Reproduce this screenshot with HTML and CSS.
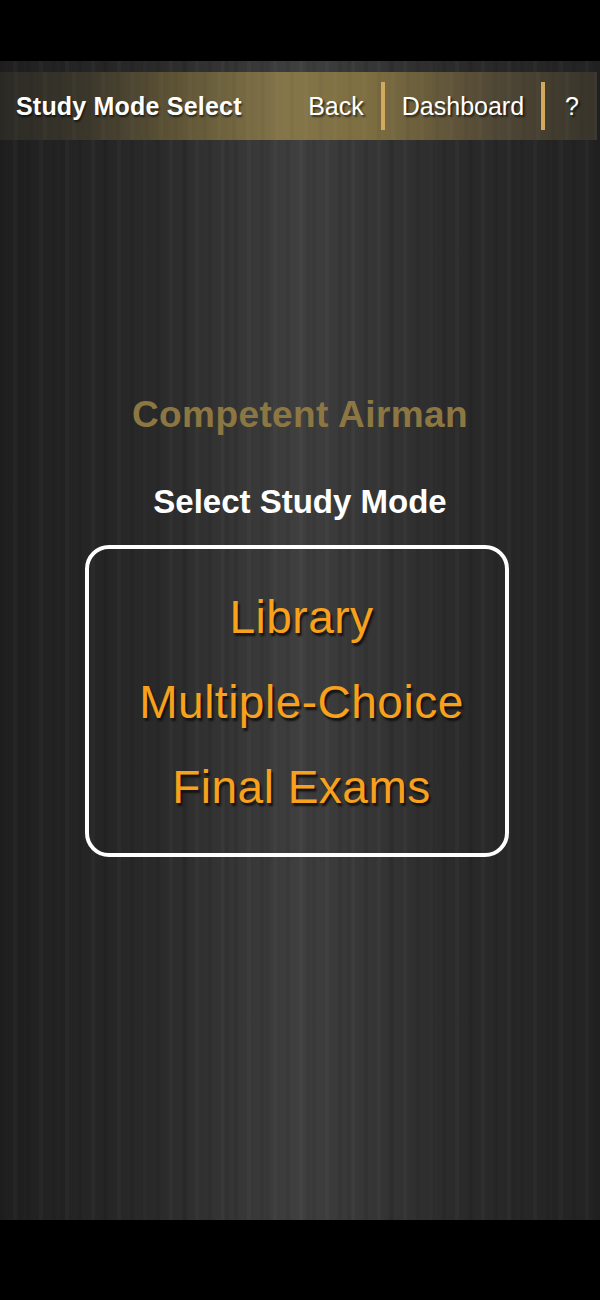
FILE: index.html
```html
<!DOCTYPE html>
<html lang="en">
<head>
  <meta charset="UTF-8">
  <meta name="viewport" content="width=device-width, initial-scale=1.0">
  <title>Study Mode Select</title>
  <link rel="stylesheet" href="styles.css">
</head>
<body>
  <div class="statusbar"></div>

  <div class="screen">
    <!-- Barra de topo -->
    <div class="topbar">
      <span class="title">Study Mode Select</span>
      <nav class="nav">
        <a class="nav-link">Back</a>
        <span class="sep"></span>
        <a class="nav-link">Dashboard</a>
        <span class="sep"></span>
        <a class="nav-link help">?</a>
      </nav>
    </div>

    <h1 class="course">Competent Airman</h1>
    <h2 class="prompt">Select Study Mode</h2>

    <!-- Modos -->
    <div class="modes">
      <a class="mode">Library</a>
      <a class="mode">Multiple-Choice</a>
      <a class="mode">Final Exams</a>
    </div>
  </div>

  <div class="navbar"></div>
</body>
</html>
```

FILE: styles.css
```css
/* Base */
body {
  margin: 0;
  background: #000;
  font-family: "Liberation Sans", Arial, sans-serif;
  color: #fff;
}

.statusbar {
  height: 61px;
  background: #000;
}

.navbar {
  height: 80px;
  background: #000;
}

/* Fundo listrado */
.screen {
  height: 1159px;
  overflow: hidden;
  background:
    repeating-linear-gradient(90deg, rgba(0,0,0,0.07) 0 4px, transparent 4px 13px, rgba(255,255,255,0.025) 13px 17px, transparent 17px 26px),
    repeating-linear-gradient(90deg, transparent 0 19px, rgba(0,0,0,0.06) 19px 24px, transparent 24px 41px),
    linear-gradient(90deg, #1f1f1f 0%, #292929 25%, #3f3f3f 50%, #2b2b2b 75%, #222 100%);
  padding-top: 11px;
  box-sizing: border-box;
}

/* Topo */
.topbar {
  height: 68px;
  margin-right: 3px;
  display: flex;
  align-items: center;
  padding: 0 18px 0 16px;
  background:
    repeating-linear-gradient(90deg, rgba(0,0,0,0.035) 0 4px, transparent 4px 14px, rgba(255,255,255,0.02) 14px 18px, transparent 18px 29px),
    linear-gradient(90deg, #2b2a25 0%, #3a362b 14%, #5f5536 30%, #85764a 48%, #7d6e41 62%, #524936 82%, #38342b 100%);
}

.title {
  font-size: 25px;
  font-weight: bold;
  letter-spacing: 0.2px;
  text-shadow: 1px 2px 2px rgba(0,0,0,0.6);
}

.nav {
  margin-left: auto;
  display: flex;
  align-items: center;
  gap: 17px;
}

.nav-link {
  font-size: 25px;
  color: #fff;
  text-shadow: 2px 2px 2px rgba(0,0,0,0.6);
}

.help {
  margin-left: 3px;
}

.sep {
  width: 4px;
  height: 48px;
  background: #d3a85f;
}

/* Titulos */
.course {
  margin: 256px 0 0;
  font-size: 37px;
  line-height: 37px;
  letter-spacing: 0.4px;
  text-align: center;
  color: #8c7743;
}

.prompt {
  margin: 52px 0 0;
  font-size: 33px;
  line-height: 33px;
  text-align: center;
  color: #fff;
}

/* Caixa dos modos */
.modes {
  width: 424px;
  margin: 27px 0 0 85px;
  box-sizing: border-box;
  padding: 26px 0 23px 9px;
  border: 4px solid #fff;
  border-radius: 24px;
  display: flex;
  flex-direction: column;
  align-items: center;
}

.mode {
  font-size: 46px;
  line-height: 85px;
  letter-spacing: 0.5px;
  color: #f8a11c;
  text-shadow: 2px 3px 2px #141414;
}
```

========================================

## EXERCISE DESCRIPTION:
All of the data above should be transcribed verbatim, with pictures omitted.

## ANSWER TO THIS PROBLEM:
Reproduce this screenshot with HTML and CSS.
FILE: index.html
```html
<!DOCTYPE html>
<html lang="en">
<head>
  <meta charset="UTF-8">
  <meta name="viewport" content="width=device-width, initial-scale=1.0">
  <title>Study Mode Select</title>
  <link rel="stylesheet" href="styles.css">
</head>
<body>
  <div class="statusbar"></div>

  <div class="screen">
    <!-- Barra de topo -->
    <div class="topbar">
      <span class="title">Study Mode Select</span>
      <nav class="nav">
        <a class="nav-link">Back</a>
        <span class="sep"></span>
        <a class="nav-link">Dashboard</a>
        <span class="sep"></span>
        <a class="nav-link help">?</a>
      </nav>
    </div>

    <h1 class="course">Competent Airman</h1>
    <h2 class="prompt">Select Study Mode</h2>

    <!-- Modos -->
    <div class="modes">
      <a class="mode">Library</a>
      <a class="mode">Multiple-Choice</a>
      <a class="mode">Final Exams</a>
    </div>
  </div>

  <div class="navbar"></div>
</body>
</html>
```

FILE: styles.css
```css
/* Base */
body {
  margin: 0;
  background: #000;
  font-family: "Liberation Sans", Arial, sans-serif;
  color: #fff;
}

.statusbar {
  height: 61px;
  background: #000;
}

.navbar {
  height: 80px;
  background: #000;
}

/* Fundo listrado */
.screen {
  height: 1159px;
  overflow: hidden;
  background:
    repeating-linear-gradient(90deg, rgba(0,0,0,0.07) 0 4px, transparent 4px 13px, rgba(255,255,255,0.025) 13px 17px, transparent 17px 26px),
    repeating-linear-gradient(90deg, transparent 0 19px, rgba(0,0,0,0.06) 19px 24px, transparent 24px 41px),
    linear-gradient(90deg, #1f1f1f 0%, #292929 25%, #3f3f3f 50%, #2b2b2b 75%, #222 100%);
  padding-top: 11px;
  box-sizing: border-box;
}

/* Topo */
.topbar {
  height: 68px;
  margin-right: 3px;
  display: flex;
  align-items: center;
  padding: 0 18px 0 16px;
  background:
    repeating-linear-gradient(90deg, rgba(0,0,0,0.035) 0 4px, transparent 4px 14px, rgba(255,255,255,0.02) 14px 18px, transparent 18px 29px),
    linear-gradient(90deg, #2b2a25 0%, #3a362b 14%, #5f5536 30%, #85764a 48%, #7d6e41 62%, #524936 82%, #38342b 100%);
}

.title {
  font-size: 25px;
  font-weight: bold;
  letter-spacing: 0.2px;
  text-shadow: 1px 2px 2px rgba(0,0,0,0.6);
}

.nav {
  margin-left: auto;
  display: flex;
  align-items: center;
  gap: 17px;
}

.nav-link {
  font-size: 25px;
  color: #fff;
  text-shadow: 2px 2px 2px rgba(0,0,0,0.6);
}

.help {
  margin-left: 3px;
}

.sep {
  width: 4px;
  height: 48px;
  background: #d3a85f;
}

/* Titulos */
.course {
  margin: 256px 0 0;
  font-size: 37px;
  line-height: 37px;
  letter-spacing: 0.4px;
  text-align: center;
  color: #8c7743;
}

.prompt {
  margin: 52px 0 0;
  font-size: 33px;
  line-height: 33px;
  text-align: center;
  color: #fff;
}

/* Caixa dos modos */
.modes {
  width: 424px;
  margin: 27px 0 0 85px;
  box-sizing: border-box;
  padding: 26px 0 23px 9px;
  border: 4px solid #fff;
  border-radius: 24px;
  display: flex;
  flex-direction: column;
  align-items: center;
}

.mode {
  font-size: 46px;
  line-height: 85px;
  letter-spacing: 0.5px;
  color: #f8a11c;
  text-shadow: 2px 3px 2px #141414;
}
```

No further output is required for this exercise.